§ MATERIAL
## begin

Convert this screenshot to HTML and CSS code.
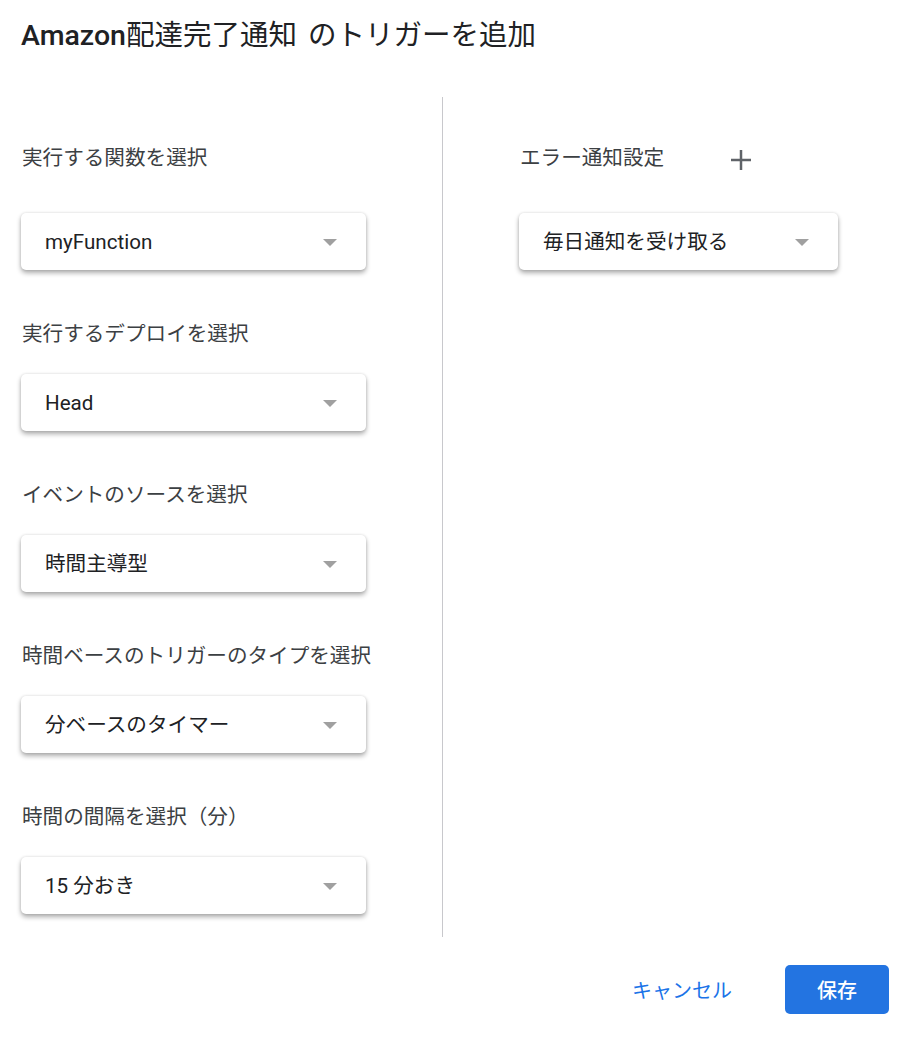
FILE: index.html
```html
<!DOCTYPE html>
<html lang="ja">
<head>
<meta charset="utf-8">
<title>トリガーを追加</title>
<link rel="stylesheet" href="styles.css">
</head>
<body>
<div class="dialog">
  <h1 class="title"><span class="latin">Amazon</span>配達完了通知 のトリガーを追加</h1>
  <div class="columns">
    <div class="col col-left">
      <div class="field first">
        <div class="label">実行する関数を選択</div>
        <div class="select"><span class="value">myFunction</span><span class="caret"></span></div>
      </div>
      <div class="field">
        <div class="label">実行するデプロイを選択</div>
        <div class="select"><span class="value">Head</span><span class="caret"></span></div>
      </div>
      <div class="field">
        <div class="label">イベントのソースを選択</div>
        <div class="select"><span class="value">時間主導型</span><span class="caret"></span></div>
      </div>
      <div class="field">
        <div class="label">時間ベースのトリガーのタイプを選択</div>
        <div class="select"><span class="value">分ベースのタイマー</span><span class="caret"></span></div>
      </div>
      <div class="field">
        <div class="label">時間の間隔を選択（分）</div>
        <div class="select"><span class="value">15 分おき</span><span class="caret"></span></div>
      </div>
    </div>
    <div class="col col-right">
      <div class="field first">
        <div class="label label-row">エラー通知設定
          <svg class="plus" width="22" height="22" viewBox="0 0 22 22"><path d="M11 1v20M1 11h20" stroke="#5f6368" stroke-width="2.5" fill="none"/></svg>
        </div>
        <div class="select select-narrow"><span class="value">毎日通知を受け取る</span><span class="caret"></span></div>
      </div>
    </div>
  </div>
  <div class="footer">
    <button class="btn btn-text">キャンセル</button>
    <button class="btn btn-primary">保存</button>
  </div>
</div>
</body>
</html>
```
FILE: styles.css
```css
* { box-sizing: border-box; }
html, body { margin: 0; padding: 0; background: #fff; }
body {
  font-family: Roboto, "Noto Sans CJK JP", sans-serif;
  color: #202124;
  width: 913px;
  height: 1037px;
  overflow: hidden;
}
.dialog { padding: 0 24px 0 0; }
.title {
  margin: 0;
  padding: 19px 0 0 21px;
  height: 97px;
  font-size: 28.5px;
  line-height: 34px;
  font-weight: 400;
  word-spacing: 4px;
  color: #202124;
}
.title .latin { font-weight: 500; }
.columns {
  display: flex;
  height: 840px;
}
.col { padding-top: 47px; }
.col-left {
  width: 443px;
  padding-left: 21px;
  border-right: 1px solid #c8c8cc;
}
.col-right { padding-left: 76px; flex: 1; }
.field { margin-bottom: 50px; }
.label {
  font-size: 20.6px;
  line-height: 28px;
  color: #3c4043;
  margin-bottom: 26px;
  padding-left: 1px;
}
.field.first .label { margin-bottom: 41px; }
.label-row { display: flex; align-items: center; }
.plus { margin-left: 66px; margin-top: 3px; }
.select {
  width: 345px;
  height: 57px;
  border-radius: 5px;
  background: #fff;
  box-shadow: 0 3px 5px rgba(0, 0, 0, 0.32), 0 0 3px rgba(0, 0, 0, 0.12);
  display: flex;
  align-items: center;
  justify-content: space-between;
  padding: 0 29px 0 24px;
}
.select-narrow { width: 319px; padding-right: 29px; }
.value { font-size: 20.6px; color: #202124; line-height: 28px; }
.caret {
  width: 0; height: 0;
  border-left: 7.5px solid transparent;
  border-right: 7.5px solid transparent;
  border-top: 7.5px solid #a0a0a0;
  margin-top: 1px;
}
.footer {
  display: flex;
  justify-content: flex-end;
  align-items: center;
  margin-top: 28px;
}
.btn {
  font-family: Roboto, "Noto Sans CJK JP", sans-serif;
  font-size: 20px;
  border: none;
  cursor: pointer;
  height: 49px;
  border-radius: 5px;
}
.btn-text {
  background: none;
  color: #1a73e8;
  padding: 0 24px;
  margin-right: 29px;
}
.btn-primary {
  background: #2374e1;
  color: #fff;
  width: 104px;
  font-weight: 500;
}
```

## end

§ WHAT IS BEING ASKED
Do not copy the pictures, but repeat every line exactly.

§ COMPLETE OUTPUT
Convert this screenshot to HTML and CSS code.
FILE: index.html
```html
<!DOCTYPE html>
<html lang="ja">
<head>
<meta charset="utf-8">
<title>トリガーを追加</title>
<link rel="stylesheet" href="styles.css">
</head>
<body>
<div class="dialog">
  <h1 class="title"><span class="latin">Amazon</span>配達完了通知 のトリガーを追加</h1>
  <div class="columns">
    <div class="col col-left">
      <div class="field first">
        <div class="label">実行する関数を選択</div>
        <div class="select"><span class="value">myFunction</span><span class="caret"></span></div>
      </div>
      <div class="field">
        <div class="label">実行するデプロイを選択</div>
        <div class="select"><span class="value">Head</span><span class="caret"></span></div>
      </div>
      <div class="field">
        <div class="label">イベントのソースを選択</div>
        <div class="select"><span class="value">時間主導型</span><span class="caret"></span></div>
      </div>
      <div class="field">
        <div class="label">時間ベースのトリガーのタイプを選択</div>
        <div class="select"><span class="value">分ベースのタイマー</span><span class="caret"></span></div>
      </div>
      <div class="field">
        <div class="label">時間の間隔を選択（分）</div>
        <div class="select"><span class="value">15 分おき</span><span class="caret"></span></div>
      </div>
    </div>
    <div class="col col-right">
      <div class="field first">
        <div class="label label-row">エラー通知設定
          <svg class="plus" width="22" height="22" viewBox="0 0 22 22"><path d="M11 1v20M1 11h20" stroke="#5f6368" stroke-width="2.5" fill="none"/></svg>
        </div>
        <div class="select select-narrow"><span class="value">毎日通知を受け取る</span><span class="caret"></span></div>
      </div>
    </div>
  </div>
  <div class="footer">
    <button class="btn btn-text">キャンセル</button>
    <button class="btn btn-primary">保存</button>
  </div>
</div>
</body>
</html>
```
FILE: styles.css
```css
* { box-sizing: border-box; }
html, body { margin: 0; padding: 0; background: #fff; }
body {
  font-family: Roboto, "Noto Sans CJK JP", sans-serif;
  color: #202124;
  width: 913px;
  height: 1037px;
  overflow: hidden;
}
.dialog { padding: 0 24px 0 0; }
.title {
  margin: 0;
  padding: 19px 0 0 21px;
  height: 97px;
  font-size: 28.5px;
  line-height: 34px;
  font-weight: 400;
  word-spacing: 4px;
  color: #202124;
}
.title .latin { font-weight: 500; }
.columns {
  display: flex;
  height: 840px;
}
.col { padding-top: 47px; }
.col-left {
  width: 443px;
  padding-left: 21px;
  border-right: 1px solid #c8c8cc;
}
.col-right { padding-left: 76px; flex: 1; }
.field { margin-bottom: 50px; }
.label {
  font-size: 20.6px;
  line-height: 28px;
  color: #3c4043;
  margin-bottom: 26px;
  padding-left: 1px;
}
.field.first .label { margin-bottom: 41px; }
.label-row { display: flex; align-items: center; }
.plus { margin-left: 66px; margin-top: 3px; }
.select {
  width: 345px;
  height: 57px;
  border-radius: 5px;
  background: #fff;
  box-shadow: 0 3px 5px rgba(0, 0, 0, 0.32), 0 0 3px rgba(0, 0, 0, 0.12);
  display: flex;
  align-items: center;
  justify-content: space-between;
  padding: 0 29px 0 24px;
}
.select-narrow { width: 319px; padding-right: 29px; }
.value { font-size: 20.6px; color: #202124; line-height: 28px; }
.caret {
  width: 0; height: 0;
  border-left: 7.5px solid transparent;
  border-right: 7.5px solid transparent;
  border-top: 7.5px solid #a0a0a0;
  margin-top: 1px;
}
.footer {
  display: flex;
  justify-content: flex-end;
  align-items: center;
  margin-top: 28px;
}
.btn {
  font-family: Roboto, "Noto Sans CJK JP", sans-serif;
  font-size: 20px;
  border: none;
  cursor: pointer;
  height: 49px;
  border-radius: 5px;
}
.btn-text {
  background: none;
  color: #1a73e8;
  padding: 0 24px;
  margin-right: 29px;
}
.btn-primary {
  background: #2374e1;
  color: #fff;
  width: 104px;
  font-weight: 500;
}
```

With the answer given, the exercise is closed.